**AVAILABLE DATA**
- - -

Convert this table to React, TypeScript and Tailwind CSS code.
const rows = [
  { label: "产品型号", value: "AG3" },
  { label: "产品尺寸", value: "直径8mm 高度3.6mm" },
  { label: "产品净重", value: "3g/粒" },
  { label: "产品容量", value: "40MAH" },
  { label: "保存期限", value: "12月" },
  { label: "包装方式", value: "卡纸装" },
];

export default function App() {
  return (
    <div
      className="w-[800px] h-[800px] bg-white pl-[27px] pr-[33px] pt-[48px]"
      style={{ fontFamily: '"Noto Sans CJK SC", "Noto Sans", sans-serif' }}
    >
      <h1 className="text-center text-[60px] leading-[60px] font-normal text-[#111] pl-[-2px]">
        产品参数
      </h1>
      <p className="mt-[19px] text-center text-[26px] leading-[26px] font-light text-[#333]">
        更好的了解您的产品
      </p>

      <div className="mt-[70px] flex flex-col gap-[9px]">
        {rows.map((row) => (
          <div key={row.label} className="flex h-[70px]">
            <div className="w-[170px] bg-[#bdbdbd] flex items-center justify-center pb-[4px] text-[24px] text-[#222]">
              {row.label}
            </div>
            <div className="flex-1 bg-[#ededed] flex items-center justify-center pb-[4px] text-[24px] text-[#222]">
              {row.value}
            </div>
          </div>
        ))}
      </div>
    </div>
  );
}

- - -

**YOUR TASK**
Each line of the material must be restated exactly.

**EXERCISE ANSWER**
Convert this table to React, TypeScript and Tailwind CSS code.
const rows = [
  { label: "产品型号", value: "AG3" },
  { label: "产品尺寸", value: "直径8mm 高度3.6mm" },
  { label: "产品净重", value: "3g/粒" },
  { label: "产品容量", value: "40MAH" },
  { label: "保存期限", value: "12月" },
  { label: "包装方式", value: "卡纸装" },
];

export default function App() {
  return (
    <div
      className="w-[800px] h-[800px] bg-white pl-[27px] pr-[33px] pt-[48px]"
      style={{ fontFamily: '"Noto Sans CJK SC", "Noto Sans", sans-serif' }}
    >
      <h1 className="text-center text-[60px] leading-[60px] font-normal text-[#111] pl-[-2px]">
        产品参数
      </h1>
      <p className="mt-[19px] text-center text-[26px] leading-[26px] font-light text-[#333]">
        更好的了解您的产品
      </p>

      <div className="mt-[70px] flex flex-col gap-[9px]">
        {rows.map((row) => (
          <div key={row.label} className="flex h-[70px]">
            <div className="w-[170px] bg-[#bdbdbd] flex items-center justify-center pb-[4px] text-[24px] text-[#222]">
              {row.label}
            </div>
            <div className="flex-1 bg-[#ededed] flex items-center justify-center pb-[4px] text-[24px] text-[#222]">
              {row.value}
            </div>
          </div>
        ))}
      </div>
    </div>
  );
}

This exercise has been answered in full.